The Systemic (post-)Anthropocene
What does all this mean for our philosophical understanding of the Anthropocene? If we withdraw the concept of an assemblage and replace it with the concept of a system but keep all the insights about the emergence and contingent relations, we will arrive at the point where those systems might be considered in their dynamics. By putting Deleuze and the idea of the univocity of being aside, we will be able to identify both necessary and contingent relations, which is crucial for identifying the structure of the object studied.
The concept of an assemblage lacks this capability of structural explanation and grasps only the contingent character of the relations of its parts. For instance, the concept of “global assemblage” as a socioecological constellation being replaced by that of a “global system” would mean that that constellation would possess a certain structure which is to be discovered, explained, and apprehended. This would both entail and afford a great political duty of searching for objective and mind-independent characteristics of the systems and of combining and “assembling” them in a structural way.

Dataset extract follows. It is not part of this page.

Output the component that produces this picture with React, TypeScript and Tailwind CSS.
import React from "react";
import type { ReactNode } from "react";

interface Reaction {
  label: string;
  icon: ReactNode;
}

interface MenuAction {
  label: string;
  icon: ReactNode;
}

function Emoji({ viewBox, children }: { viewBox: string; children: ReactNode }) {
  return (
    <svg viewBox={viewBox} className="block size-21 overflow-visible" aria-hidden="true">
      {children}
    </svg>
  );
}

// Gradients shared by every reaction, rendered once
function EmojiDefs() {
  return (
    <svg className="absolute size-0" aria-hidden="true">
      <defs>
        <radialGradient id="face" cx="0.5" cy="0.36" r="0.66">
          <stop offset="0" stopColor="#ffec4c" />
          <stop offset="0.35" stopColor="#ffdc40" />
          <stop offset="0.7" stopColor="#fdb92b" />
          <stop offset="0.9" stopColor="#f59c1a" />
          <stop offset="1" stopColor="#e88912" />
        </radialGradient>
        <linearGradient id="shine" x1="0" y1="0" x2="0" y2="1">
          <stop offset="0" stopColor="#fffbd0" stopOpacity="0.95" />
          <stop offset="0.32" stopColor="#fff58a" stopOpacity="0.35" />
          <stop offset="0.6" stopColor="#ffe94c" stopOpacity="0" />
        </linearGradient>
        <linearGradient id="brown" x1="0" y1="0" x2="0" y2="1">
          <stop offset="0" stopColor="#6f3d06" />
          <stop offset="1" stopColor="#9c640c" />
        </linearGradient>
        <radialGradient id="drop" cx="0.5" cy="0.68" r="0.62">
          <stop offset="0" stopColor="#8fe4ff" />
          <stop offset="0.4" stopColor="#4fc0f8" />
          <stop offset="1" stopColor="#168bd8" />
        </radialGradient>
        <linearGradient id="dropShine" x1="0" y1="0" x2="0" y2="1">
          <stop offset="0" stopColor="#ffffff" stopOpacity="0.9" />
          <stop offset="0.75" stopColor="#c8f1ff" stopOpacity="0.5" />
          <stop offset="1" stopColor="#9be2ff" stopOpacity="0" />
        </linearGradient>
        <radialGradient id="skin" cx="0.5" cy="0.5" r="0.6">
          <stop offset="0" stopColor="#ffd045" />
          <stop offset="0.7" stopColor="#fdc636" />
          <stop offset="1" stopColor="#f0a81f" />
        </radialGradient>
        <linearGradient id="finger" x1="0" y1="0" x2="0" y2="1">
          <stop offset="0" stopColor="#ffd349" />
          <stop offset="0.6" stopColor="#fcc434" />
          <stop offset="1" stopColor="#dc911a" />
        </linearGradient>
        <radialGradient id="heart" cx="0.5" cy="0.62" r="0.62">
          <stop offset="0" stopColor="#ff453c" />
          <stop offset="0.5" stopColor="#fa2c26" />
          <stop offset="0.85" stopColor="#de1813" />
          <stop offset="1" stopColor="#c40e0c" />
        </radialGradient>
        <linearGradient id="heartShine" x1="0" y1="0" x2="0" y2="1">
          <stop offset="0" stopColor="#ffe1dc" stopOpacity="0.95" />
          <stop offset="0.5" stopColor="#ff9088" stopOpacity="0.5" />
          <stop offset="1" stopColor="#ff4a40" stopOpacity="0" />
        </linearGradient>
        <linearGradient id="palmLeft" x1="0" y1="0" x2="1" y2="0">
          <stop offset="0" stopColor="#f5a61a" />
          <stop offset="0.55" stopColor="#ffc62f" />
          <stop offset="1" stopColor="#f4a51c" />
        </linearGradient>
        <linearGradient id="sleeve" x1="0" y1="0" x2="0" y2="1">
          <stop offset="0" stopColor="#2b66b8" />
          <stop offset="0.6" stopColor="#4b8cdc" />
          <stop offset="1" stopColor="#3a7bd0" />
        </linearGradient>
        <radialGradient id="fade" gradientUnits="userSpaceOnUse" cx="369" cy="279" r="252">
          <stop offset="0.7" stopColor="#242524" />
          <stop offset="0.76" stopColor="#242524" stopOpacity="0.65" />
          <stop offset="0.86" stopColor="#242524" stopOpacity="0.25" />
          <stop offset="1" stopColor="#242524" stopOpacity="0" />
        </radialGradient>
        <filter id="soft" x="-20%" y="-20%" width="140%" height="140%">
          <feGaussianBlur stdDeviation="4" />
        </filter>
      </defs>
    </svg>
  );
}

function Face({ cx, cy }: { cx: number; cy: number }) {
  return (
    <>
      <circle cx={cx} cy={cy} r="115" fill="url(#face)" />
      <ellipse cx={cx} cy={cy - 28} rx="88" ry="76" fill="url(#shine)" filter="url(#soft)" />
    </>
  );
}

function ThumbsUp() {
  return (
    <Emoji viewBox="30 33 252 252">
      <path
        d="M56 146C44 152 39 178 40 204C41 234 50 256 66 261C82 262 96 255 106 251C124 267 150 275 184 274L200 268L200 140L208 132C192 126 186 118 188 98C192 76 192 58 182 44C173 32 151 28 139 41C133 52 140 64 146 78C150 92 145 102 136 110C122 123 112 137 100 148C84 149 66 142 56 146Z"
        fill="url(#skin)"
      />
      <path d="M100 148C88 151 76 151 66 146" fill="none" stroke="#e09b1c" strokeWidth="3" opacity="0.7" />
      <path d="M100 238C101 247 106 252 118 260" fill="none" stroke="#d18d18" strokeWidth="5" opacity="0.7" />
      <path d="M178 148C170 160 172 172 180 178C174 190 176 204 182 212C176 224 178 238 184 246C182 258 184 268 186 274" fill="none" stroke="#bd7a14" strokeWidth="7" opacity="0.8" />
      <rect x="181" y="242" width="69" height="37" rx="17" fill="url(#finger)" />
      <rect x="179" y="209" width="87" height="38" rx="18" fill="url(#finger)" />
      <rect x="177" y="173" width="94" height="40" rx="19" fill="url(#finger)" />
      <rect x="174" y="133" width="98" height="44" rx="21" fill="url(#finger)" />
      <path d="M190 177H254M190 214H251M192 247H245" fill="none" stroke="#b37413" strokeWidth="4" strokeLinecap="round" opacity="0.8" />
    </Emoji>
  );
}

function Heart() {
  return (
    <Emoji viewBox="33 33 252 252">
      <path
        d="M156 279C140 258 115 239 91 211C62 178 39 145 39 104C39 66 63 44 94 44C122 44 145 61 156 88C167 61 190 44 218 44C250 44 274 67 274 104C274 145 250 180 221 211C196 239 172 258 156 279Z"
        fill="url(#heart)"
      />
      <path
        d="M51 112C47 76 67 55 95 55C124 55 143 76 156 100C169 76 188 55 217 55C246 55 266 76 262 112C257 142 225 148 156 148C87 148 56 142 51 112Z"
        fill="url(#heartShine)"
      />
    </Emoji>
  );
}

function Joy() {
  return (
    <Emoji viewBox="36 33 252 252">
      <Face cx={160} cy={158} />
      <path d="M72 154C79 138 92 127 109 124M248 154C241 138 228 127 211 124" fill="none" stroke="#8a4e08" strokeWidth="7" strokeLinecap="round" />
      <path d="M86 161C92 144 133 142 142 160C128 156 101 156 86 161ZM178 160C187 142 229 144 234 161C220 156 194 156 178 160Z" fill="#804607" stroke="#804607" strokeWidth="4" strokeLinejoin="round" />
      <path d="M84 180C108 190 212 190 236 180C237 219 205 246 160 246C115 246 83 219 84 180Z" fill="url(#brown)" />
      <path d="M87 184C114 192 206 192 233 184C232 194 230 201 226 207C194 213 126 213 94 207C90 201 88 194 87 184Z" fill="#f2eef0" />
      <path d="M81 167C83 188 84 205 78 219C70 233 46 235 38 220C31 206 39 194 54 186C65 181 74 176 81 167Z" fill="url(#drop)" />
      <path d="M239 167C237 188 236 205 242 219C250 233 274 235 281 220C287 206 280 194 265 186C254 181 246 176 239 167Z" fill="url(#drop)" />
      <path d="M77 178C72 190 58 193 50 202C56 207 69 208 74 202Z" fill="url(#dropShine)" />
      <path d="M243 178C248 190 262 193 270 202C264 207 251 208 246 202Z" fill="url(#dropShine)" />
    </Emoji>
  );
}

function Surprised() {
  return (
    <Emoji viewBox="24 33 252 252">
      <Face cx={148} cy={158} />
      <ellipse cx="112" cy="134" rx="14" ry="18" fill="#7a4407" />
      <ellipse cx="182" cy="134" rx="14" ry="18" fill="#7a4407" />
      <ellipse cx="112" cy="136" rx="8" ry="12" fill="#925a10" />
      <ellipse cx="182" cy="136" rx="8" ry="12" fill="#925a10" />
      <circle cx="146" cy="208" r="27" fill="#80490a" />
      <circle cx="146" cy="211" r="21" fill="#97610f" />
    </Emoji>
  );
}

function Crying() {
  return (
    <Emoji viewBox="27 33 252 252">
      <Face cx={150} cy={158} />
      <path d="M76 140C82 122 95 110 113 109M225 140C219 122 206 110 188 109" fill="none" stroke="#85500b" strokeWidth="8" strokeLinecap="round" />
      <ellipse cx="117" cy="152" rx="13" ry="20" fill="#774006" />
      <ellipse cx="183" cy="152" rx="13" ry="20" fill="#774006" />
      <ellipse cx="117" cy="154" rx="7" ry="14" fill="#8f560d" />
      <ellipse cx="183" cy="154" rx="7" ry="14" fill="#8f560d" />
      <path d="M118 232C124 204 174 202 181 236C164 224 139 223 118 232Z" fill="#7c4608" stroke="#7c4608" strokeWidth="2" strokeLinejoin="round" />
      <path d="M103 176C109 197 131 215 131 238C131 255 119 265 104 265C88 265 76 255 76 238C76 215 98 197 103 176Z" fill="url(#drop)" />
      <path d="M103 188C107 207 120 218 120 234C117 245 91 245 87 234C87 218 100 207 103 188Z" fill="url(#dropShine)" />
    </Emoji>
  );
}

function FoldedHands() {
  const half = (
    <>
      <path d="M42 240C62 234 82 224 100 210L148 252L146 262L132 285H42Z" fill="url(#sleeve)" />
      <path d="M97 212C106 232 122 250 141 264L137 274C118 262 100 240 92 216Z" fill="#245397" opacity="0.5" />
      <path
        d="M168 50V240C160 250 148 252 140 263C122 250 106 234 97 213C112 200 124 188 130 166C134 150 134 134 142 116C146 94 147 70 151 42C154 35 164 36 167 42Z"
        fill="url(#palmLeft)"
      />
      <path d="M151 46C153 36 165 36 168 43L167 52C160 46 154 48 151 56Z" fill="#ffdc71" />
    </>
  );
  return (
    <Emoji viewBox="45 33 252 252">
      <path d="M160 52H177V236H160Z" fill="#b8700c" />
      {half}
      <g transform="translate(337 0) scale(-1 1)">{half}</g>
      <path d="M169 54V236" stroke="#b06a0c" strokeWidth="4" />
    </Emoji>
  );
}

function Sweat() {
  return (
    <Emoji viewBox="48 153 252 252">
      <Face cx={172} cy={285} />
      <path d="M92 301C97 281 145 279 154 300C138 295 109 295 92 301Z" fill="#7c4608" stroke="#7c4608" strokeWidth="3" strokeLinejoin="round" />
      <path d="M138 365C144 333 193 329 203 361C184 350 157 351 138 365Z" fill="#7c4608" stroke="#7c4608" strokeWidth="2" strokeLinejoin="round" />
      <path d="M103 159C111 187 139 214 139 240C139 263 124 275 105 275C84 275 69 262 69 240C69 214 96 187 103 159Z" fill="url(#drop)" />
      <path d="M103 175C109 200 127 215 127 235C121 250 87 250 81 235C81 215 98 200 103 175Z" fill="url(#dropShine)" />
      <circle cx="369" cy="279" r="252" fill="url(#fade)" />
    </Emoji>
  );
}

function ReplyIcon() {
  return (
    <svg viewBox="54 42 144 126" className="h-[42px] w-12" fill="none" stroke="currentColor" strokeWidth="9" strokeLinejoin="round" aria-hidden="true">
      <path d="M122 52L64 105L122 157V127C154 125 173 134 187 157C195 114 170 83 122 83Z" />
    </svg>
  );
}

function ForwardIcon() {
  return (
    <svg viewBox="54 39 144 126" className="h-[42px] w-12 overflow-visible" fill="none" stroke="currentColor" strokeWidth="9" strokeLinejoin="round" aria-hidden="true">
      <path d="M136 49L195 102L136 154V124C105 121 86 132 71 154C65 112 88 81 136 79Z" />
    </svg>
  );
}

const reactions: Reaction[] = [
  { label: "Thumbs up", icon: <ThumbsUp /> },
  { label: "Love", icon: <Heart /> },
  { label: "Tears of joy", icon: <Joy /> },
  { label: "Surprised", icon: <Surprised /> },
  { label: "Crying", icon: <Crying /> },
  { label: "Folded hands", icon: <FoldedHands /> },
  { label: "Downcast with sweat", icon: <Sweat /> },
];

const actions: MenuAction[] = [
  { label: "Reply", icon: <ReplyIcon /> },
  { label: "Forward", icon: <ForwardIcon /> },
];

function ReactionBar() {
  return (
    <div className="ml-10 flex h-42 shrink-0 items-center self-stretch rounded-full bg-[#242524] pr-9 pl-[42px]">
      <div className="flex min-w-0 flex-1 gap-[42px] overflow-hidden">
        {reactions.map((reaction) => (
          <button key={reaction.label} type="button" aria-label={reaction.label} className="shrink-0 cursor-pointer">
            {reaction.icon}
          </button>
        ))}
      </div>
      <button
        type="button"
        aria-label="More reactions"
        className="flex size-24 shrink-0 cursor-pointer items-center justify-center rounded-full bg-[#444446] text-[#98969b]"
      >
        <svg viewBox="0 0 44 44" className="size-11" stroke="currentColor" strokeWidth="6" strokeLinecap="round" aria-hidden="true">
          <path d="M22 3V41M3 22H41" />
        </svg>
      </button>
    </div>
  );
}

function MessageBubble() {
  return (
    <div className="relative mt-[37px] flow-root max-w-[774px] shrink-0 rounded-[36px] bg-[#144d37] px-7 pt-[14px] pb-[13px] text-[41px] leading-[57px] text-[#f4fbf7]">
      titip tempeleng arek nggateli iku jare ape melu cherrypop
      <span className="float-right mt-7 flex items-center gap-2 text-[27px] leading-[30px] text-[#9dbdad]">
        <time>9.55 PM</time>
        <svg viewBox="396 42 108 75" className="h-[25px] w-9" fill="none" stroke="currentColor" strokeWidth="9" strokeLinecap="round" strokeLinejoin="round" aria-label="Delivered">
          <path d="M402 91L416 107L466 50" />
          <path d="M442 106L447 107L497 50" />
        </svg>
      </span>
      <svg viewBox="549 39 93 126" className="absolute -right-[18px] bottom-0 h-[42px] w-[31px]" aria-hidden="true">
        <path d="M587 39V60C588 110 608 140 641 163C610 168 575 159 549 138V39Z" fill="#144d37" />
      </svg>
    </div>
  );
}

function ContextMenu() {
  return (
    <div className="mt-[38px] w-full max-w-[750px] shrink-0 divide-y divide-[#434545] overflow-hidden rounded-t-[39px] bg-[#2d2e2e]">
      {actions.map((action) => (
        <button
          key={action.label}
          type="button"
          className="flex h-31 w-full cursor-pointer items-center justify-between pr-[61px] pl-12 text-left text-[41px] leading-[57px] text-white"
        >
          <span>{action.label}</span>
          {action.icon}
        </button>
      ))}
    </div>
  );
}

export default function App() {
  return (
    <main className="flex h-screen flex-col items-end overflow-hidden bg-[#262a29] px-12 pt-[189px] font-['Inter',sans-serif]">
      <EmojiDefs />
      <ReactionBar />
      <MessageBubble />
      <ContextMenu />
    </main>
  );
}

Thinking about alliances for the (post-)Anthropocene, the concept of an assemblage blurs the political element of our investigation by having a certain ideological bias. It does so by presupposing unitarity in heterogeneity, which is purely speculative and not empirically evident. Replacing it with the concept of a system will allow us to make more accurate approximations of the “really real” world and thus to see the horizon of possible political actions.